Carbon clustering and effect on hydrogen trapping in tungsten: A first-principles study

The clustering of carbon (C) in tungsten (W) with and without vacancies and the effects of C content at a vacancy on the hydrogen (H) trapping have been investigated by first-principles computer simulations using density functional theory. The calculations were performed in 128-atom or 432-atom supercells. The results indicate that the nascent formation of tungsten carbide is based on a pair of C atoms located at two neighbor octahedral interstitial sites along the 〈111〉 direction with a distance of 0.284 nm. Small interstitial C atoms prefer to form a zigzag chain on a {110} plane, and the C binding energy increases with increasing number of C until four C atoms and then remains constant at 0.7 eV for larger C clusters.

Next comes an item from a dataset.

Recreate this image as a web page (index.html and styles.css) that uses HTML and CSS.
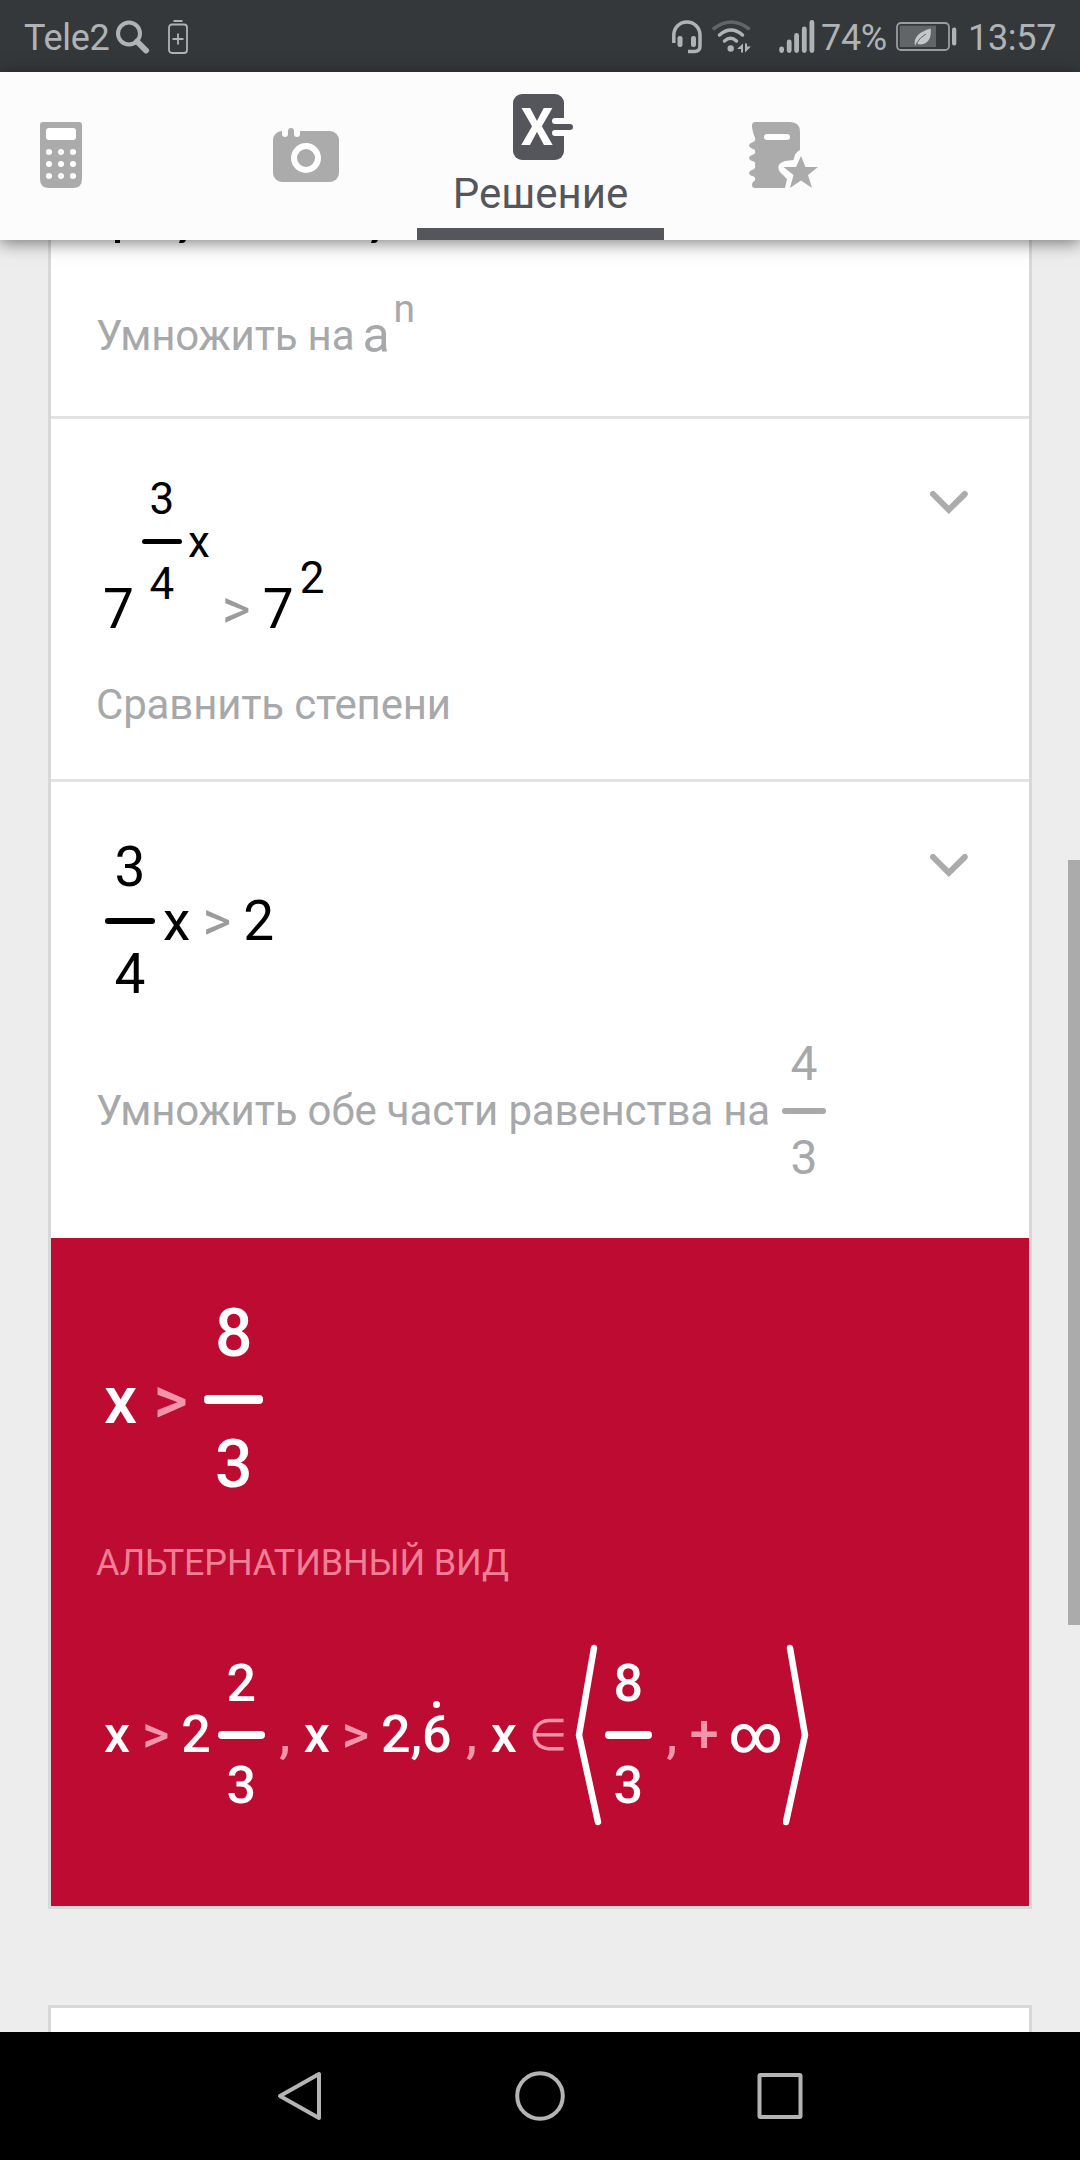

The presence of vacancies enhances the interactions between C and its first nearest neighbor (1NN) W atoms because of strong hybridization between the C-p state and the d state of its 1NN W, strengthening the C trapping at vacancies. Meanwhile, the presence of C increases the stability of the di-vacancy in W. The H binding energies to carbon-vacancy-hydrogen (CmVHx−1) complexes decrease with increasing C contents. For a given C content, the H binding energies to CmVHx−1 complexes basically decrease with increasing number of H. The ultimate H contents that can be trapped by CmV complexes essentially decreases monotonically with increasing C content, and the C effect on H trapping is dependent on temperature.